What Can We Learn From the Network Structure of Wikipedia Authors?

telephone-tapping-network-structure

The edit network for “telephone tapping” shows a bipartite structure, indicating that the topic is controversial (image from Brandes et al.)

An interesting new paper defines the “edit network” of a Wikipedia article by drawing edges to indicate that one person has deleted or restored text written by another. While it’s always fun to look at pictures, the surprise here is that we can verify that the resulting graph structure really does tell us something useful about the article. In this study, articles with a more “bipolar” edit network — meaning that the authors split into basically two camps who routinely undid each other’s edits — were also much more likely to appear on a manually-maintained list of controversial pages.

Although there has been previous work on network mapping of Wikipedia in particular (and of course volumes of work on social networks in general) I find this paper interesting because it tries very carefully to understand whether the pictures mean anything. Like all science, what you find depends on where you look, and the practitioner of network analysis has an absurd amount of freedom to define what a “node” is, what an “edge” is, and how the resulting graph is visually laid out (since the point of a map is a visual representation, it’s very important that graphical properties such as distance, size, color, etc. have the right sort of metaphorical relationships to the more abstract properties we are trying to understand.)  

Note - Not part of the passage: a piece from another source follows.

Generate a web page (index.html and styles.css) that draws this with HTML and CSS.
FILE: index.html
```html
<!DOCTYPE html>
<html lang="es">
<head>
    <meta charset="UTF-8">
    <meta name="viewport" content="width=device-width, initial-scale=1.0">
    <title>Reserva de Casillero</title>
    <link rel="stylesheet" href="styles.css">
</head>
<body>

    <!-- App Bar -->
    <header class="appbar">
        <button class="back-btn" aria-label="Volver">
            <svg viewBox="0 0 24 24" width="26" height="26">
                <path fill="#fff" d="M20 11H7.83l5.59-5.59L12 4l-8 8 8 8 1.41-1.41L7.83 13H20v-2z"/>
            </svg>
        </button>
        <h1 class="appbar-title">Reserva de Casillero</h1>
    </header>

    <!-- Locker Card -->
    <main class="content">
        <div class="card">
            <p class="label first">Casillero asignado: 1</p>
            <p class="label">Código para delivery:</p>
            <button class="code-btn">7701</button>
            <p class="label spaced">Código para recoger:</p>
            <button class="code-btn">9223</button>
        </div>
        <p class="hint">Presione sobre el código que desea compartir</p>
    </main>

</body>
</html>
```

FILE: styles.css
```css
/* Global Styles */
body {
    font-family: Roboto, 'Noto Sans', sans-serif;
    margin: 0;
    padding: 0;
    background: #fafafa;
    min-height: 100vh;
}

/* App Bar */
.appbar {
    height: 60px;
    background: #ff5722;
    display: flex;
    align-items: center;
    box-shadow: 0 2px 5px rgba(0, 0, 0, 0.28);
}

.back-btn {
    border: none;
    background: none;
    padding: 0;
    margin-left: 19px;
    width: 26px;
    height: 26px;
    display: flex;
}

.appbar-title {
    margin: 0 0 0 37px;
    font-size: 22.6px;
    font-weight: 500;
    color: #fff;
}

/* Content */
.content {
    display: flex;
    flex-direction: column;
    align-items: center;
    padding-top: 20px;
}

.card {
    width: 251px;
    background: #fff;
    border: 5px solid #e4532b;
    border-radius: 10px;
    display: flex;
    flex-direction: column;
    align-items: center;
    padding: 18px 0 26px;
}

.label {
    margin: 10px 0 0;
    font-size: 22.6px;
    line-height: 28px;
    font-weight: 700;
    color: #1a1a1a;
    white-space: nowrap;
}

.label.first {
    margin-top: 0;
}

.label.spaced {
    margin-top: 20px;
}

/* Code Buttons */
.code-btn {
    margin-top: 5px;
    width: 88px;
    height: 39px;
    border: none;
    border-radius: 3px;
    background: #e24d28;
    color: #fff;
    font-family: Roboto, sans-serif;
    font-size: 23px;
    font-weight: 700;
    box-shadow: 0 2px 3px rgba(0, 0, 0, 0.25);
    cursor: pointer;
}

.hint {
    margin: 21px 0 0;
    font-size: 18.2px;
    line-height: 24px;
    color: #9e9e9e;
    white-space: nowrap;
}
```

For example, one might try to identify people who hold similar opinions by analyzing who “interacts” with whom and looking for clusters. In this case the nodes are people, and the edges are “interactions.” But what is an “interaction?” A hallway conversation? A co-authored paper?  An appearance on the same talk show? If we draw an edge between two people if they’ve ever stood in the same room, we won’t necessarily get a good map of who “agrees” with whom. It is therefore very important to make sure that your definition of an “edge” properly embodies the question you are trying to ask — in this case a question about “similar opinions.”  (The most cogent critique of my COIN Policy Author Graph made exactly this point.)

This is a real and serious methodological problem in network analysis, and it’s made worse by our preconceptions. Suppose we suspect that republicans and democrats read different books. We might look for a definition of “edge” that we can apply to sales or reading data, and choose the one that gives the cleanest separation of people into two distinct groups. This makes pretty pictures, but it’s not clear that we can learn anything from such an exercise: all we’ve done is thrown out all the evidence that didn’t prove the notion we had already decided upon.

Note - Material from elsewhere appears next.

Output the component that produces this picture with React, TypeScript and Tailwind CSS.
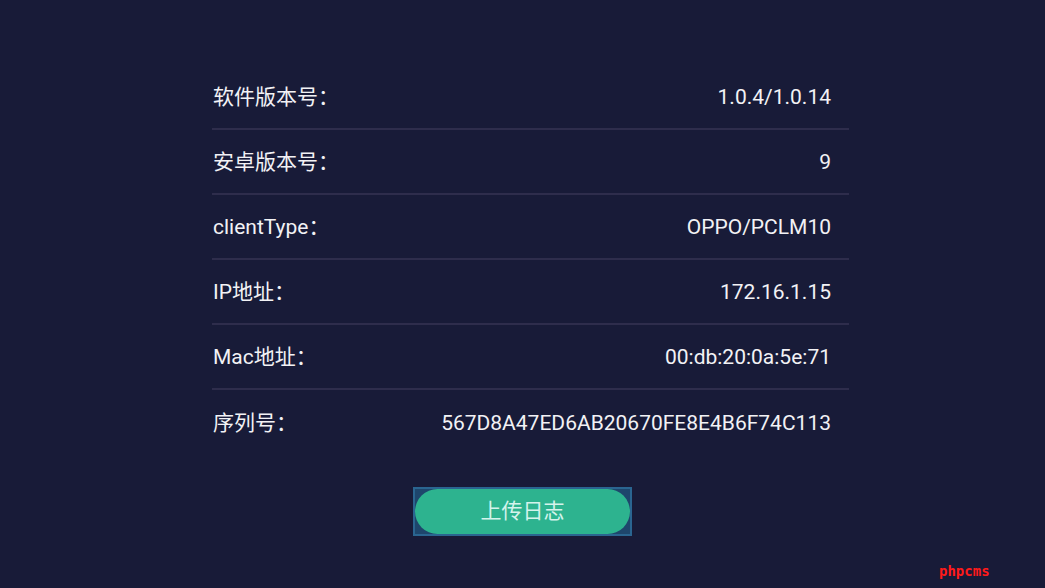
const rows = [
  { label: '软件版本号：', value: '1.0.4/1.0.14' },
  { label: '安卓版本号：', value: '9' },
  { label: 'clientType：', value: 'OPPO/PCLM10' },
  { label: 'IP地址：', value: '172.16.1.15' },
  { label: 'Mac地址：', value: '00:db:20:0a:5e:71' },
  { label: '序列号：', value: '567D8A47ED6AB20670FE8E4B6F74C113' },
];

export default function App() {
  return (
    <div
      className="relative w-[1045px] h-[588px] bg-[#181b38] text-white overflow-hidden"
      style={{ fontFamily: 'Roboto, "Noto Sans CJK SC", sans-serif' }}
    >
      <div className="flex flex-col items-start pt-[65px] pl-[212px]">
        <div className="w-[637px] flex flex-col">
          {rows.map((row, i) => (
            <div
              key={row.label}
              className={`h-[65px] flex items-center justify-between pl-[1px] pr-[18px] pt-[3px] text-[21px] text-[#f2f2f5] ${
                i < rows.length - 1 ? 'border-b-2 border-[#2e2d4c]' : ''
              }`}
            >
              <span>{row.label}</span>
              <span>{row.value}</span>
            </div>
          ))}
        </div>
        <div className="mt-[32px] ml-[201px] w-[219px] h-[49px] border-2 border-[#2a6590] bg-[#1e466c]">
          <button className="w-full h-full rounded-full bg-[#2db38f] text-[21px] text-[#d4f3ec] flex items-center justify-center">
            上传日志
          </button>
        </div>
      </div>
      <div
        className="absolute left-[939px] top-[561px] text-[14px] font-bold text-[#ff1a1a]"
        style={{ fontFamily: '"DejaVu Sans Mono", monospace' }}
      >
        phpcms
      </div>
    </div>
  );
}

Back to Wikipedia: the paper is titled “Network Analysis of Collaboration Structure in Wikipedia,” and was written by Ulrik Brandes, Patrick Kenis, Jürgen Lerner and Denise van Raaij, who wanted to know if the structure of the edit network for a particular article could tell us something about where that topic fits into a broader discourse. In particular, they decided to see if they could produce a numerical measure of an article’s “controversiality” by measuring how close the graph is to being bipartite, that is, whether the authors tended to split into two camps, each of whom routinely deleted words written by the other. It is important to note that both the text processing that mines the data and the selection criteria which define an edge are very complex — meaning that other criteria which may not give “good results” are effectively excluded from this study.  For this reason, it’s very important to have something to compare their graph metrics against, and they do: the manually-maintained list of controversial pages.

To test whether high values of the bipolarity indicator  point to controversy in authors’ opinions, we computed the bipolarity of articles linked from the page Wikipedia:List of controversial issues, with our hypothesis being that bipolarity is high on those controversial articles and lower on non-controversial ones. … To compare controversial articles with non-controversial ones that did receive enough attention, we have chosen so-called featured articles which are listed on the page Wikipedia:Featured articles. 

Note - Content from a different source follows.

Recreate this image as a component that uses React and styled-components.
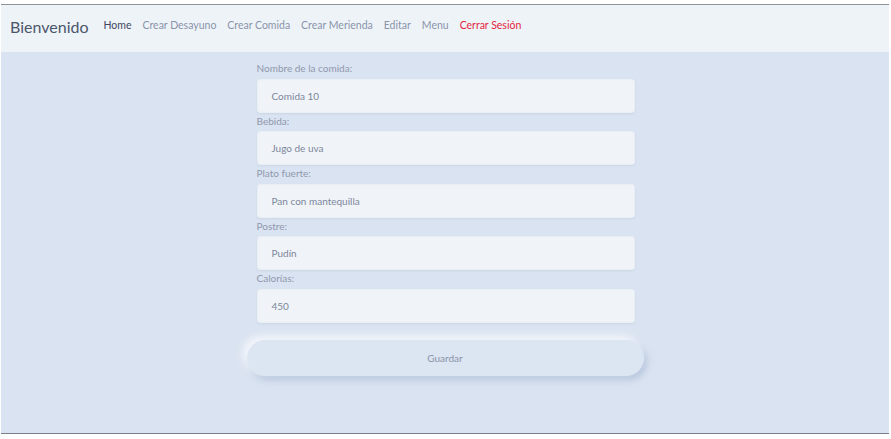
import React from "react";
import styled, { createGlobalStyle } from "styled-components";

const GlobalStyle = createGlobalStyle`
  html, body {
    margin: 0;
    padding: 0;
    background: #ffffff;
  }
  body {
    font-family: "Lato", "Noto Sans", sans-serif;
  }
`;

const Frame = styled.div`
  margin: 4px 2px 0 1px;
  height: 430px;
  display: flex;
  flex-direction: column;
  border-top: 1px solid #8e939c;
  border-bottom: 1px solid #7b808a;
  background: #dae3f1;
  box-sizing: border-box;
`;

const NavBar = styled.nav`
  height: 47px;
  flex-shrink: 0;
  display: flex;
  align-items: center;
  padding: 0 9px 4px;
  box-sizing: border-box;
  background: #eef3f8;
  gap: 15px;
`;

const Brand = styled.span`
  font-size: 16px;
  color: #4b566b;
`;

const Links = styled.div`
  display: flex;
  align-items: center;
  gap: 11px;
  margin-top: -3px;
`;

const NavLink = styled.a`
  font-size: 10.5px;
  color: ${(p) => (p.$danger ? "#e3263c" : p.$active ? "#3d475d" : "#8a94aa")};
  text-decoration: none;
`;

const Main = styled.main`
  flex: 1;
  display: flex;
  justify-content: center;
  padding-top: 9px;
`;

const Form = styled.form`
  width: 397px;
  display: flex;
  flex-direction: column;
`;

const Field = styled.div`
  display: flex;
  flex-direction: column;
  padding: 0 9px 0 10px;
`;

const Label = styled.label`
  font-size: 10px;
  color: #8f98ad;
  height: 17.5px;
  line-height: 15px;
`;

const Input = styled.div`
  height: 34px;
  display: flex;
  align-items: center;
  padding-left: 15px;
  margin-bottom: 1px;
  background: #f0f4f9;
  border-radius: 3px;
  font-size: 10px;
  color: #7d869a;
  box-shadow: inset 0 0 2px rgba(170, 185, 210, 0.35),
    0 1px 2px rgba(175, 190, 215, 0.35);
`;

const SaveButton = styled.button`
  margin-top: 16px;
  height: 36px;
  border: none;
  border-radius: 18px;
  background: #dce5f2;
  font-family: inherit;
  font-size: 10px;
  color: #8a93a8;
  box-shadow: -4px -4px 8px rgba(255, 255, 255, 0.75),
    3px 4px 7px rgba(160, 178, 208, 0.6);
`;

const fields = [
  { label: "Nombre de la comida:", value: "Comida 10" },
  { label: "Bebida:", value: "Jugo de uva" },
  { label: "Plato fuerte:", value: "Pan con mantequilla" },
  { label: "Postre:", value: "Pudín" },
  { label: "Calorías:", value: "450" },
];

const App = () => {
  return (
    <>
      <GlobalStyle />
      <Frame>
        <NavBar>
          <Brand>Bienvenido</Brand>
          <Links>
            <NavLink $active>Home</NavLink>
            <NavLink>Crear Desayuno</NavLink>
            <NavLink>Crear Comida</NavLink>
            <NavLink>Crear Merienda</NavLink>
            <NavLink>Editar</NavLink>
            <NavLink>Menu</NavLink>
            <NavLink $danger>Cerrar Sesión</NavLink>
          </Links>
        </NavBar>
        <Main>
          <Form onSubmit={(e) => e.preventDefault()}>
            {fields.map((f) => (
              <Field key={f.label}>
                <Label>{f.label}</Label>
                <Input>{f.value}</Input>
              </Field>
            ))}
            <SaveButton type="submit">Guardar</SaveButton>
          </Form>
        </Main>
      </Frame>
    </>
  );
};

export default App;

The bipolarity index of controversial articles is [statistically] significantly higher than the bipolarity of featured articles. Thus, the controversy of topics is indeed reflected in the edit behavior on the associated Wikipedia article. 

All that, and they have many cool pictures too; as the authors discuss, there’s probably a wealth of data in Wikipedia edit networks — just looking at the maps, they instantly appear so meaningful. But we are all prone to apophenia, so it’s nice to see that, little by little, we are figuring out how to test our theories about what we can actually learn from network analyses.